The influx of hundreds of thousands of new immigrants from Russia and Ethiopia into Israel in recent years poses many challenges for the country’s absorptive capacity, not the least of which is linguistic.

For example, providing health services entails communicating with patients who often speak neither Hebrew nor English.

The Health Ministry has now opened an experimental simultaneous medical translation service that will link doctors, nurses, social workers and patients who speak Russian and Amharic, as well as Arabic-speakers, The Jerusalem Post reported.

The pilot program, which will operate 24 hours a day except Shabbos and mo’adim, will start off at the Wolfson Medical Center in Holon, Western Galil Hospital in Nahariya and Barzilai Medical Center in Ashkelon, along with some units of Kupat Holim Meuhedet.
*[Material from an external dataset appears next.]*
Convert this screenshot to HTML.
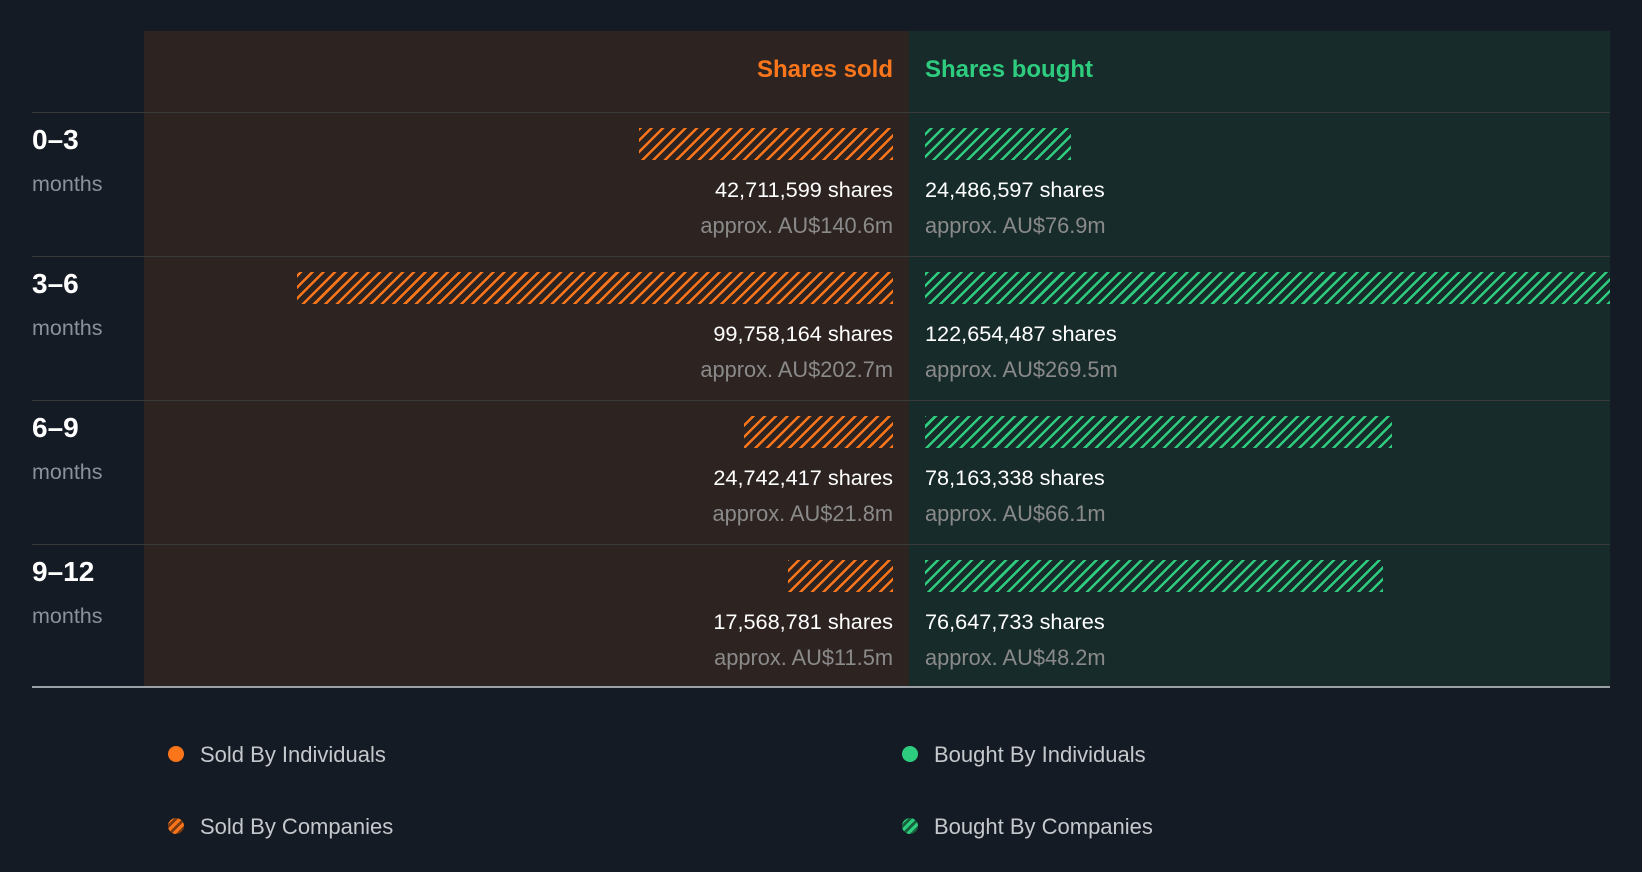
<!DOCTYPE html>
<html><head><style>
body{margin:0;width:1642px;height:872px;background:#151b24;font-family:"Liberation Sans",sans-serif;position:relative;overflow:hidden}
div{position:absolute}
.sold{left:144px;width:765px;top:31px;height:656px;background:#2d2422}
.bought{left:909px;width:701px;top:31px;height:656px;background:#172b2a}
.line{left:32px;width:1578px;height:1px;background:#3a3a3a}
.bs{background:repeating-linear-gradient(-45deg,#fb761b 0 2.5px,transparent 2.5px 8px);height:32px}
.bb{background:repeating-linear-gradient(-45deg,#2ecc7f 0 2.5px,transparent 2.5px 8px);height:32px}
.sh{font-size:21.7px;color:#fff;white-space:nowrap}
.ap{font-size:21.8px;color:#8a8a8a;white-space:nowrap}
.r{text-align:right;right:749px}
.l{left:925px}
.lab{left:32px;font-size:28px;font-weight:bold;color:#fff}
.mo{left:32px;font-size:21.5px;color:#8b9099}
.lg{font-size:22px;color:#c5c8cc}
.dot{width:16px;height:16px;border-radius:50%}
</style></head><body>
<div class="sold"></div><div class="bought"></div>
<div style="right:749px;top:56px;font-size:24px;font-weight:bold;color:#fb761b">Shares sold</div>
<div style="left:925px;top:56px;font-size:24px;font-weight:bold;color:#2ecc7f">Shares bought</div>
<div class="line" style="top:112px"></div>
<div class="line" style="top:256px"></div>
<div class="line" style="top:400px"></div>
<div class="line" style="top:544px"></div>
<div class="line" style="top:686px;height:2px;background:#9aa0a6"></div>

<div class="lab" style="top:124px">0–3</div><div class="mo" style="top:172px">months</div>
<div class="bs" style="left:639px;width:254px;top:128px"></div>
<div class="bb" style="left:925px;width:146px;top:128px"></div>
<div class="sh r" style="top:177px">42,711,599 shares</div>
<div class="ap r" style="top:213px">approx. AU$140.6m</div>
<div class="sh l" style="top:177px">24,486,597 shares</div>
<div class="ap l" style="top:213px">approx. AU$76.9m</div>

<div class="lab" style="top:268px">3–6</div><div class="mo" style="top:316px">months</div>
<div class="bs" style="left:297px;width:596px;top:272px"></div>
<div class="bb" style="left:925px;width:685px;top:272px"></div>
<div class="sh r" style="top:321px">99,758,164 shares</div>
<div class="ap r" style="top:357px">approx. AU$202.7m</div>
<div class="sh l" style="top:321px">122,654,487 shares</div>
<div class="ap l" style="top:357px">approx. AU$269.5m</div>

<div class="lab" style="top:412px">6–9</div><div class="mo" style="top:460px">months</div>
<div class="bs" style="left:744px;width:149px;top:416px"></div>
<div class="bb" style="left:925px;width:467px;top:416px"></div>
<div class="sh r" style="top:465px">24,742,417 shares</div>
<div class="ap r" style="top:501px">approx. AU$21.8m</div>
<div class="sh l" style="top:465px">78,163,338 shares</div>
<div class="ap l" style="top:501px">approx. AU$66.1m</div>

<div class="lab" style="top:556px">9–12</div><div class="mo" style="top:604px">months</div>
<div class="bs" style="left:788px;width:105px;top:560px"></div>
<div class="bb" style="left:925px;width:458px;top:560px"></div>
<div class="sh r" style="top:609px">17,568,781 shares</div>
<div class="ap r" style="top:645px">approx. AU$11.5m</div>
<div class="sh l" style="top:609px">76,647,733 shares</div>
<div class="ap l" style="top:645px">approx. AU$48.2m</div>

<div class="dot" style="left:168px;top:746px;background:#fb761b"></div>
<div class="lg" style="left:200px;top:742px">Sold By Individuals</div>
<div class="dot" style="left:168px;top:818px;background:repeating-linear-gradient(-45deg,#fb761b 0 3px,#7a3a12 3px 6px)"></div>
<div class="lg" style="left:200px;top:814px">Sold By Companies</div>
<div class="dot" style="left:902px;top:746px;background:#2ecc7f"></div>
<div class="lg" style="left:934px;top:742px">Bought By Individuals</div>
<div class="dot" style="left:902px;top:818px;background:repeating-linear-gradient(-45deg,#2ecc7f 0 3px,#16603c 3px 6px)"></div>
<div class="lg" style="left:934px;top:814px">Bought By Companies</div>
</body></html>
Hospital personnel will act as intermediaries who will dial the right translator to help overcome the language barrier while treating a patient. The translators have undergone special training for the work with medical translation experts. They will be equipped with medical dictionaries in their native tongue to facilitate translation of technical terms.

According to data furnished in 2011 by Israel’s Central Bureau of Statistics, 17 percent of those who do not speak fluent Hebrew have difficulty receiving medical services. Among people age 65 and older, the rate of difficulty due to language barriers reached 23 percent.